Another issue faced by many adoptive families is that people will ask them how much it cost for them to get their kids. I have actually been asked this twice, both times in front of my son.

Adoptive families do not buy their children. We do, however, pay for legal fees, hospital fees, lawyers, social workers, reports, travel, court costs, medical tests, immigration costs and countless other fees and charges. To imply that adoptive parents buy their children is not only insulting but extremely hurtful and damaging.

Adoption is forever. Friends of mine were actually asked if they adopted so that they could return their children if they didn't like them. Thankfully, this was not asked in front of their kids. Children are not commodities to be bought, returned nor traded in. I do not know a single birth family that has been asked this question. Let me repeat, adoption is forever.

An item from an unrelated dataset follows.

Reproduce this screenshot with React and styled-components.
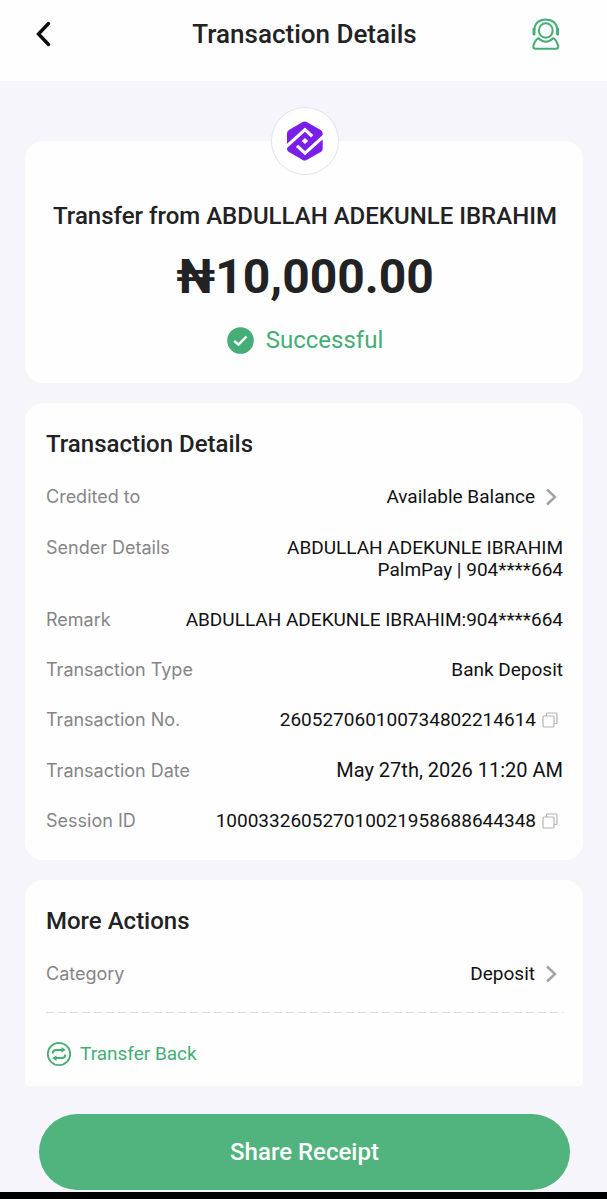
import styled, { createGlobalStyle } from 'styled-components'

const GlobalStyle = createGlobalStyle`
  * {
    box-sizing: border-box;
  }
  body {
    margin: 0;
    background: #f6f5fb;
    color: #222224;
    font-family: Roboto, 'Liberation Sans', sans-serif;
  }
  h1,
  h2,
  p,
  dl,
  dt,
  dd {
    margin: 0;
  }
  button {
    padding: 0;
    border: 0;
    background: none;
    color: inherit;
    font: inherit;
    cursor: pointer;
  }
  svg {
    display: block;
    flex: none;
  }
`

const Page = styled.div`
  display: flex;
  flex-direction: column;
  min-height: 100vh;
`

const Header = styled.header`
  display: grid;
  grid-template-columns: 60px 1fr 40px;
  align-items: center;
  height: 81px;
  padding: 0 47px 13px 29px;
  background: #fefefe;
`

const HeaderTitle = styled.h1`
  text-align: center;
  font-size: 26px;
  font-weight: 500;
  line-height: 32px;
`

const IconButton = styled.button`
  display: flex;
  justify-content: ${({ $align }) => $align || 'center'};
  align-items: center;
`

const Main = styled.main`
  display: flex;
  flex-direction: column;
  gap: 20px;
  padding: 60px 24px 0 25px;
`

const Card = styled.section`
  padding: ${({ $cut }) => ($cut ? '27px 20px 19px 21px' : '27px 20px 28px 21px')};
  border-radius: ${({ $cut }) => ($cut ? '18px 18px 4px 4px' : '18px')};
  background: #fefefe;
`

const SummaryCard = styled(Card)`
  position: relative;
  display: flex;
  flex-direction: column;
  align-items: center;
  padding: 60px 19px 28px 21px;
`

const BankBadge = styled.div`
  position: absolute;
  top: -34px;
  left: 50%;
  display: flex;
  justify-content: center;
  align-items: center;
  width: 68px;
  height: 68px;
  margin-left: -33px;
  border: 1px solid #e3e2ea;
  border-radius: 50%;
  background: #fff;
`

const Sender = styled.p`
  font-size: 24px;
  font-weight: 500;
  line-height: 30px;
`

const Amount = styled.p`
  margin-top: 18px;
  font-size: 48px;
  font-weight: 700;
  line-height: 56px;
`

const Status = styled.p`
  display: flex;
  align-items: center;
  gap: 12px;
  margin-top: 20px;
  color: #45ad76;
  font-size: 24px;
  line-height: 30px;
`

const SectionTitle = styled.h2`
  font-size: 24px;
  font-weight: 500;
  line-height: 28px;
`

const Rows = styled.dl`
  display: flex;
  flex-direction: column;
  gap: 28px;
  margin-top: 27px;
`

const Row = styled.div`
  display: flex;
  justify-content: space-between;
  align-items: baseline;
  gap: 12px;
  line-height: 22px;
`

const Label = styled.dt`
  color: #858588;
  font-family: Inter, Roboto, sans-serif;
  font-size: 18px;
  white-space: nowrap;
`

const Value = styled.dd`
  display: flex;
  align-items: center;
  gap: 6px;
  color: #111113;
  font-size: ${({ $wide }) => ($wide ? '20px' : '19px')};
  text-align: right;
  white-space: pre-line;
`

const ValueButton = styled.button`
  display: flex;
  align-items: center;
  gap: 10px;
  height: 24px;
  padding-right: 6px;
`

const CopyButton = styled(IconButton)`
  height: 22px;
  padding-right: 5px;
`

const Divider = styled.svg`
  width: 100%;
  height: 2px;
  margin-top: 26px;
`

const TransferBack = styled.button`
  display: flex;
  align-items: center;
  gap: 8px;
  margin-top: 27px;
  color: #45ad76;
  font-size: 19px;
  line-height: 24px;
`

const Footer = styled.footer`
  margin-top: auto;
  padding: 27px 37px 2px 39px;
  border-bottom: 7px solid #000;
`

const ShareButton = styled.button`
  width: 100%;
  height: 76px;
  border-radius: 38px;
  background: #51b37d;
  color: #fff;
  font-size: 24px;
  font-weight: 500;
`

function BackIcon() {
  return (
    <svg width="24" height="26" viewBox="0 0 24 26" fill="none" stroke="#0c0c0c" strokeWidth="3.4">
      <path d="M19.5 2.5 9.5 13l10 10.5" strokeLinecap="round" />
    </svg>
  )
}

function SupportIcon() {
  return (
    <svg width="28" height="32" viewBox="0 0 28 32" fill="none" stroke="#45ad76" strokeWidth="2">
      <path d="M2.4 12C2.4 5.500 7 1.500 13.800 1.500S25.200 5.500 25.200 12" />
      <path d="M2 11v5M25.600 11v5" strokeWidth="3" strokeLinecap="round" />
      <ellipse cx="13.800" cy="12.500" rx="6.900" ry="7.200" />
      <path
        d="M6.500 20.200C4 21.700 2.400 24.500 1.500 27.500c-.6 2 .3 3.300 2.200 3.300h20.200c1.900 0 2.800-1.300 2.200-3.300-.9-3-2.500-5.800-5-7.300-2.200 2.200-4.200 3.500-7.300 3.500s-5.100-1.300-7.300-3.500z"
        strokeLinejoin="round"
      />
    </svg>
  )
}

function PalmPayLogo() {
  return (
    <svg width="38" height="40" viewBox="0 0 38 40">
      <path
        d="M16.700 1.100a4 4 0 0 1 4 0l14 7.900a4 4 0 0 1 2 3.500v15a4 4 0 0 1-2 3.500l-14 7.900a4 4 0 0 1-4 0L3 31a4 4 0 0 1-2-3.500v-15A4 4 0 0 1 3 9z"
        fill="#7a1fe8"
      />
      <g fill="none" stroke="#fff" strokeWidth="3.200">
        <path d="M0 25.800 19 8.600l7.200 6.600" />
        <path d="M38 15 19 32.200l-8-7.400" />
      </g>
      <path d="m19 17 3.200 3-3.200 3-3.200-3z" fill="#fff" />
    </svg>
  )
}

function SuccessIcon() {
  return (
    <svg width="27" height="27" viewBox="0 0 27 27">
      <circle cx="13.500" cy="13.500" r="13.300" fill="#45ad76" />
      <path d="m7.200 13.800 4.300 3.900 8-8.200" fill="none" stroke="#fff" strokeWidth="2.400" />
    </svg>
  )
}

function ChevronIcon() {
  return (
    <svg width="12" height="18" viewBox="0 0 12 18" fill="none" stroke="#a2a2a5" strokeWidth="2.400">
      <path d="m2 1.500 8 7.500-8 7.500" />
    </svg>
  )
}

function CopyIcon() {
  return (
    <svg width="16" height="16" viewBox="0 0 16 16" fill="none" stroke="#b4b4b8" strokeWidth="1.200">
      <rect x="1" y="4" width="11" height="11" rx="1" />
      <path d="M4.500 4V2a1 1 0 0 1 1-1H14a1 1 0 0 1 1 1v8.500a1 1 0 0 1-1 1h-2" />
    </svg>
  )
}

function TransferBackIcon() {
  return (
    <svg width="26" height="26" viewBox="0 0 26 26" fill="none" stroke="#45ad76">
      <circle cx="13" cy="13" r="11.200" strokeWidth="1.800" />
      <path d="M6.800 12.500c0-2.300 1.200-3.500 3.500-3.500H18M19.200 13.500c0 2.300-1.200 3.500-3.500 3.500H8" strokeWidth="2" />
      <path d="m15.500 6 4.300 3-4.300 2.600zM10.500 14.400 6.200 17l4.300 3z" fill="#45ad76" stroke="none" />
    </svg>
  )
}

const details = [
  { label: 'Credited to', value: 'Available Balance', type: 'link' },
  { label: 'Sender Details', value: 'ABDULLAH ADEKUNLE IBRAHIM\nPalmPay | 904****664' },
  { label: 'Remark', value: 'ABDULLAH ADEKUNLE IBRAHIM:904****664' },
  { label: 'Transaction Type', value: 'Bank Deposit' },
  { label: 'Transaction No.', value: '260527060100734802214614', type: 'copy' },
  { label: 'Transaction Date', value: 'May 27th, 2026 11:20 AM', type: 'date' },
  { label: 'Session ID', value: '100033260527010021958688644348', type: 'copy' },
]

function DetailRow({ label, value, type }) {
  return (
    <Row>
      <Label>{label}</Label>
      <Value $wide={type === 'date'}>
        {type === 'link' ? (
          <ValueButton type="button">
            {value}
            <ChevronIcon />
          </ValueButton>
        ) : (
          value
        )}
        {type === 'copy' && (
          <CopyButton type="button" aria-label={`Copy ${label}`}>
            <CopyIcon />
          </CopyButton>
        )}
      </Value>
    </Row>
  )
}

export default function App() {
  return (
    <Page>
      <GlobalStyle />
      <Header>
        <IconButton type="button" aria-label="Back" $align="flex-start">
          <BackIcon />
        </IconButton>
        <HeaderTitle>Transaction Details</HeaderTitle>
        <IconButton type="button" aria-label="Customer support" $align="flex-end">
          <SupportIcon />
        </IconButton>
      </Header>
      <Main>
        <SummaryCard>
          <BankBadge>
            <PalmPayLogo />
          </BankBadge>
          <Sender>Transfer from ABDULLAH ADEKUNLE IBRAHIM</Sender>
          <Amount>₦10,000.00</Amount>
          <Status>
            <SuccessIcon />
            Successful
          </Status>
        </SummaryCard>
        <Card>
          <SectionTitle>Transaction Details</SectionTitle>
          <Rows>
            {details.map((detail) => (
              <DetailRow key={detail.label} {...detail} />
            ))}
          </Rows>
        </Card>
        <Card $cut>
          <SectionTitle>More Actions</SectionTitle>
          <Rows>
            <DetailRow label="Category" value="Deposit" type="link" />
          </Rows>
          <Divider aria-hidden="true">
            <line x1="0" y1="0.5" x2="100%" y2="0.5" stroke="#dcdcdf" strokeWidth="1" strokeDasharray="8 4" />
          </Divider>
          <TransferBack type="button">
            <TransferBackIcon />
            Transfer Back
          </TransferBack>
        </Card>
      </Main>
      <Footer>
        <ShareButton type="button">Share Receipt</ShareButton>
      </Footer>
    </Page>
  )
}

Another misconception is that I saved my child by adopting him. That could not be further from the truth. My son saved me. He turned my black and white world into an explosion of bright, shimmering colour. No one would even consider telling a birth family that they saved their children so how is it acceptable to say that to an adoptive family?

And while I'm in an educating mood, my son is not my adopted son, he is my son, I am his mom. We are an adoptive family. Some might just say that it is a case of semantics but it is important. If I also had birth children, they would just be referred to as my kids, not my birth kids. Put the adoption on the family and not the individual child.

It has been almost 15 years since I adopted my son and I am still amazed at the prejudices adoptive families face. While celebrities like Angelina Jolie and Sandra Bullock have propelled adoption into the mainstream of society, I am still baffled by how differently birth families and adoptive families are treated. I am quite certain that when my son is an adult he will still be educating people about the world of adoption but I know he will be a strong advocate within the adoptive community.